Port-a-Cath Insertion in Pediatric Patients With Malignancy in Tabuk

Cureus. 2021 Aug 23;13(8):e17379. doi: 10.7759/cureus.17379. eCollection 2021 Aug.


Objectives A port-a-cath has become the cornerstone of supportive care and therapy for most childhood malignancies. It is routinely used in children for recurrent blood sampling or intravenous therapies. This study aimed to investigate the complications of port-a-cath insertion in children, the reasons for its removal or reinsertion, and to compare open and percutaneous techniques of insertion in pediatric patients with cancer in the northwest region of Saudi Arabia.
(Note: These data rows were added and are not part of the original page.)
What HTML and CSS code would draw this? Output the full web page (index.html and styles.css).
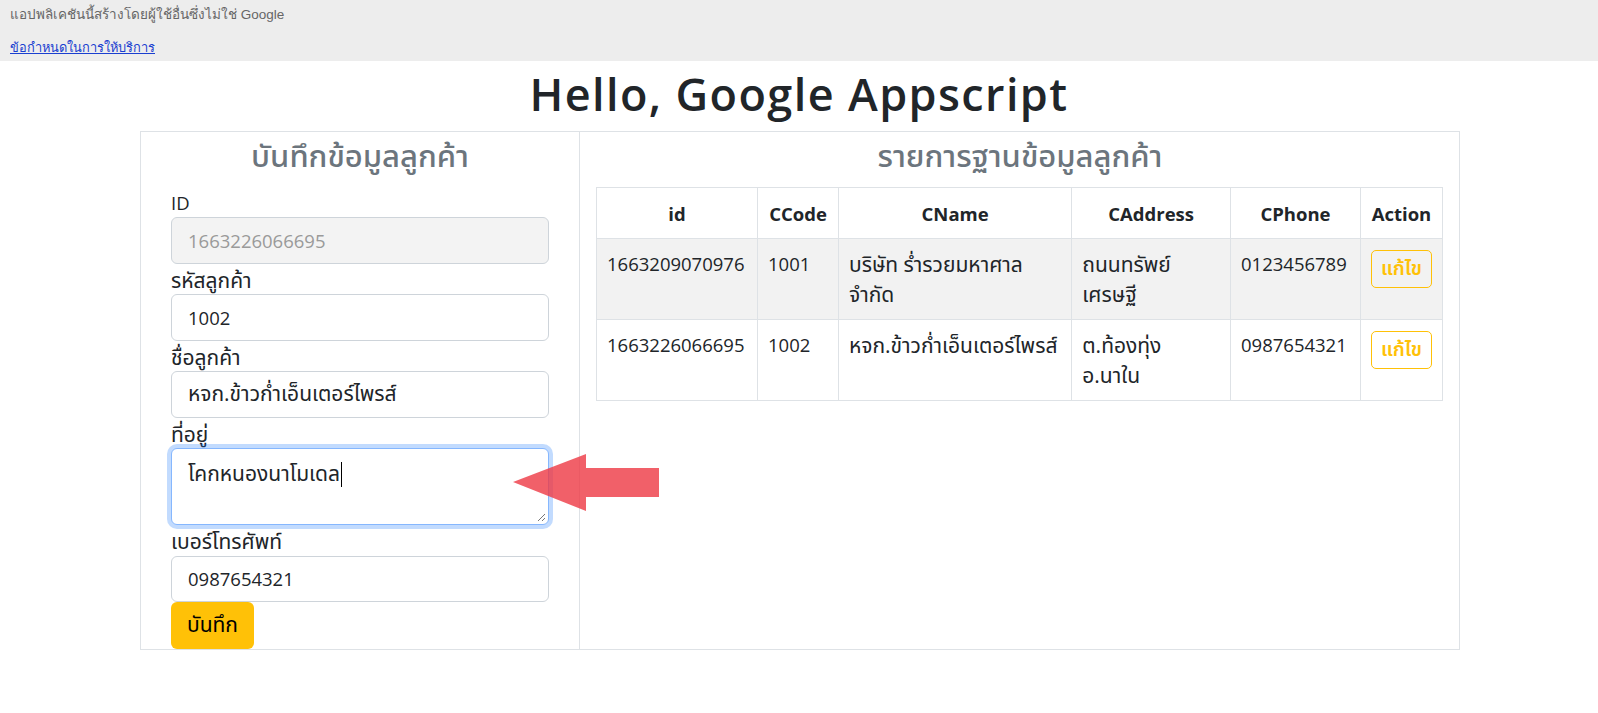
FILE: index.html
```html
<!DOCTYPE html>
<html lang="th">
<head>
<meta charset="utf-8">
<title>Hello, Google Appscript</title>
<link rel="stylesheet" href="styles.css">
</head>
<body>
<div class="topbar">
  <div class="warn">แอปพลิเคชันนี้สร้างโดยผู้ใช้อื่นซึ่งไม่ใช่ Google</div>
  <a class="tos" href="#">ข้อกำหนดในการให้บริการ</a>
</div>
<h1 class="page-title">Hello, Google Appscript</h1>
<div class="container">
  <div class="col-form">
    <h3 class="panel-title">บันทึกข้อมูลลูกค้า</h3>
    <form class="form">
      <label class="lbl lbl-latin">ID</label>
      <input class="ctl ctl-disabled" type="text" value="1663226066695" readonly>
      <label class="lbl">รหัสลูกค้า</label>
      <input class="ctl" type="text" value="1002">
      <label class="lbl">ชื่อลูกค้า</label>
      <input class="ctl ctl-thai" type="text" value="หจก.ข้าวก่ำเอ็นเตอร์ไพรส์">
      <label class="lbl">ที่อยู่</label>
      <div class="ctl ctl-thai area">โคกหนองนาโมเดล<span class="caret"></span>
        <svg class="grip" width="9" height="9" viewBox="0 0 9 9"><path d="M1 8 L8 1 M5 8 L8 5" stroke="#777" stroke-width="1" fill="none"/></svg>
      </div>
      <label class="lbl">เบอร์โทรศัพท์</label>
      <input class="ctl" type="text" value="0987654321">
      <button class="btn-save" type="button">บันทึก</button>
    </form>
    <div class="arrow">
      <svg width="147" height="60" viewBox="0 0 147 60"><path d="M0 28 L73 0 L73 14 L146 14 L146 43 L73 43 L73 57 Z" fill="rgba(238,56,68,0.8)"/></svg>
    </div>
  </div>
  <div class="col-list">
    <h3 class="panel-title">รายการฐานข้อมูลลูกค้า</h3>
    <table class="tbl">
      <colgroup>
        <col class="c-id"><col class="c-code"><col class="c-name"><col class="c-addr"><col class="c-phone"><col class="c-act">
      </colgroup>
      <thead>
        <tr><th>id</th><th>CCode</th><th>CName</th><th>CAddress</th><th>CPhone</th><th>Action</th></tr>
      </thead>
      <tbody>
        <tr class="odd">
          <td>1663209070976</td><td>1001</td><td class="td-thai">บริษัท ร่ำรวยมหาศาล<br>จำกัด</td><td class="td-thai">ถนนทรัพย์<br>เศรษฐี</td><td>0123456789</td><td><button class="btn-edit" type="button">แก้ไข</button></td>
        </tr>
        <tr>
          <td>1663226066695</td><td>1002</td><td class="td-thai">หจก.ข้าวก่ำเอ็นเตอร์ไพรส์</td><td class="td-thai">ต.ท้องทุ่ง<br>อ.นาใน</td><td>0987654321</td><td><button class="btn-edit" type="button">แก้ไข</button></td>
        </tr>
      </tbody>
    </table>
  </div>
</div>
</body>
</html>
```

FILE: styles.css
```css
* { box-sizing: border-box; }
html, body { margin: 0; padding: 0; }
body {
  font-family: "Open Sans", "Noto Sans", "Noto Sans Thai", "Leelawadee UI", Tahoma, sans-serif;
  font-size: 18.5px;
  color: #212529;
  background: #fff;
}
.topbar {
  background: #ededed;
  height: 61px;
  padding: 5px 10px 0;
  font-family: "Liberation Sans", Arial, sans-serif;
}
.warn { font-size: 13.5px; color: #666; line-height: 20px; }
.tos {
  display: inline-block;
  margin-top: 14px;
  font-size: 12.8px;
  color: #1a3fd0;
  line-height: 18px;
}
.page-title {
  margin: 0;
  height: 70px;
  line-height: 66px;
  text-align: center;
  font-size: 45px;
  font-weight: 600;
  letter-spacing: 1.4px;
  color: #212529;
}
.container {
  width: 1320px;
  margin: 0 auto 0 140px;
  display: flex;
}
.col-form {
  position: relative;
  width: 440px;
  height: 519px;
  border: 1px solid #dee2e6;
  padding: 0 30px;
}
.col-list {
  width: 880px;
  height: 519px;
  border: 1px solid #dee2e6;
  border-left: 0;
  padding: 0 15px 0 16px;
}
.panel-title {
  margin: 0;
  text-align: center;
  color: #6c757d;
  font-weight: 500;
  font-size: 31px;
  height: 54.5px;
  line-height: 47px;
}
.col-list .panel-title { height: 55px; }
.form { display: flex; flex-direction: column; }
.lbl {
  display: block;
  height: 30.5px;
  line-height: 30.5px;
  font-size: 21px;
  padding-top: 1px;
}
.lbl-latin { font-size: 18.5px; }
.ctl {
  display: block;
  width: 378px;
  height: 46.5px;
  border: 1px solid #ced4da;
  border-radius: 6px;
  padding: 0 16px;
  font: inherit;
  font-size: 18.5px;
  color: #212529;
  background: #fff;
  outline: none;
}
.ctl-thai { font-size: 21px; }
.ctl-disabled { background: #f3f3f3; color: #9a9a9a; }
.area {
  position: relative;
  height: 77px;
  padding-top: 9px;
  line-height: 30px;
  border-color: #86b7fe;
  box-shadow: 0 0 0 4px rgba(13,110,253,0.25);
}
.caret {
  display: inline-block;
  width: 1px;
  height: 25px;
  background: #000;
  vertical-align: -6px;
  margin-left: 1px;
}
.grip { position: absolute; right: 2px; bottom: 2px; }
.btn-save {
  align-self: flex-start;
  width: 83px;
  height: 46.5px;
  border: 0;
  border-radius: 6px;
  background: #ffc107;
  color: #000;
  font: inherit;
  font-size: 21px;
  padding: 0;
}
.arrow { position: absolute; left: 372px; top: 322px; }
.tbl {
  width: 847px;
  border-collapse: collapse;
  font-size: 18.5px;
}
.c-id { width: 161px; } .c-code { width: 81px; } .c-name { width: 234px; }
.c-addr { width: 159px; } .c-phone { width: 130px; } .c-act { width: 82px; }
.tbl th, .tbl td {
  border: 1px solid #dee2e6;
  text-align: left;
  vertical-align: top;
  padding: 9.5px 10px;
  line-height: 30.5px;
}
.tbl td.td-thai { font-size: 21px; }
.tbl th {
  text-align: center;
  font-weight: 700;
  padding: 9.5px 10px;
  line-height: 31px;
}
.tbl tr.odd td { background: #f2f2f2; }
.btn-edit {
  display: block;
  width: 61px;
  height: 38px;
  margin-top: 1px;
  border: 1px solid #ffc107;
  border-radius: 5px;
  background: transparent;
  color: #ffc107;
  font: inherit;
  font-size: 19.5px;
  font-weight: 600;
  padding: 0;
}
```
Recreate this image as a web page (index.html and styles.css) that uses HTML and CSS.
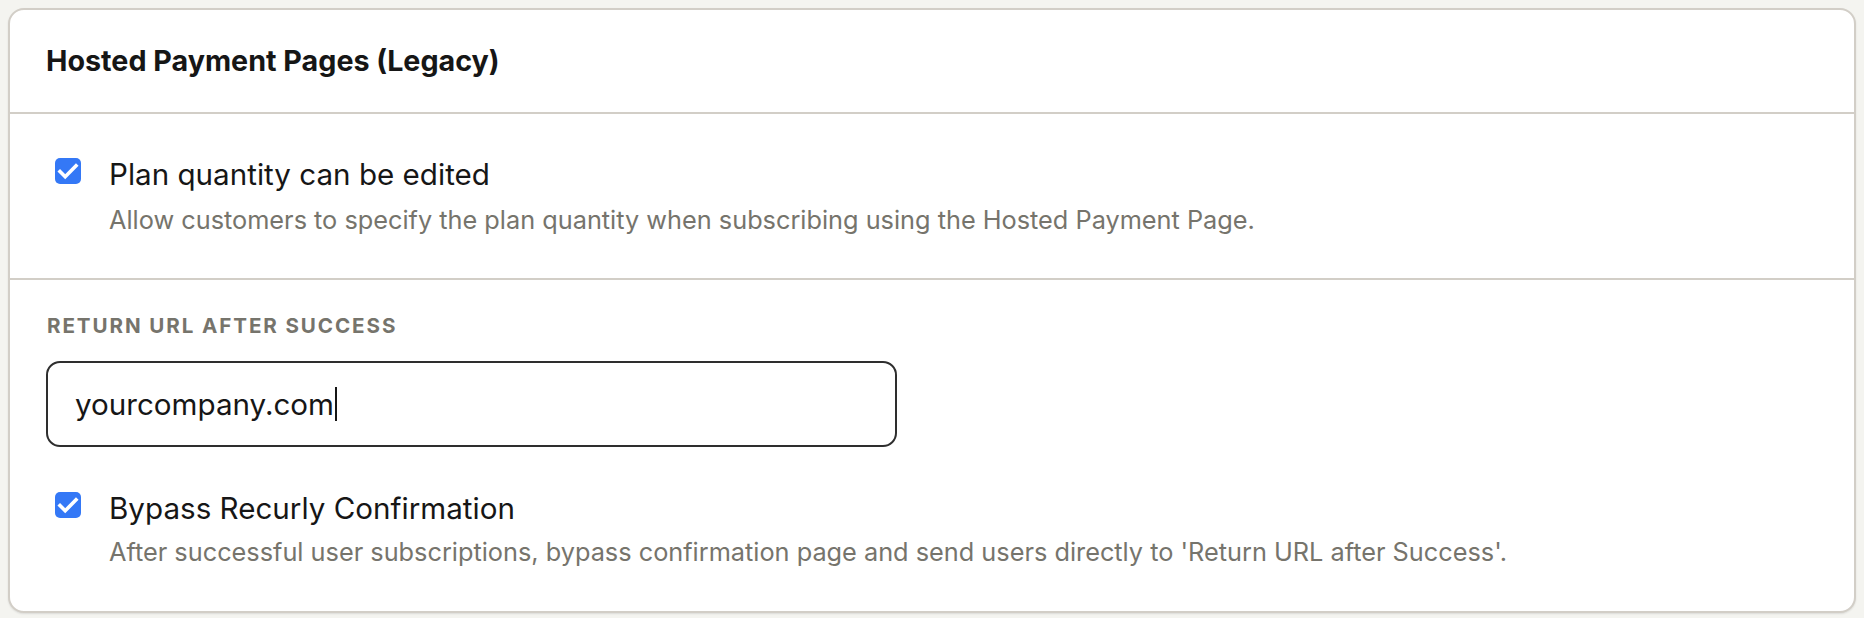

Materials and methods This is a retrospective observational study, which reviews pediatric cases that underwent port-a-cath insertion between 2008 and 2017. Their medical records were assessed for patient characteristics, indications for insertion, the nature of port use, their reasons for removing them, and port-related complications. Results We included 64 patients who had a total of 79 port-a-cath insertions in this study. The median age at first insertion was 38 months (51.56% female, 48.44% male). The mean duration between the first insertion and the removal of the port-a-cath was 36 ± 17 months. The right internal jugular vein was used in most cases. The rate of complications at our institution was 9.38%. Conclusions In pediatric cancer patients, a port-a-cath can be safely used, is associated with minimal complications, and can be easily managed without serious complications. The most common complications were attributed to infections, followed by the malfunction and obstruction of ports.

Keywords: chemotherapy; children; complications; leukemia; malignancy; pediatric oncology; port-a-cath.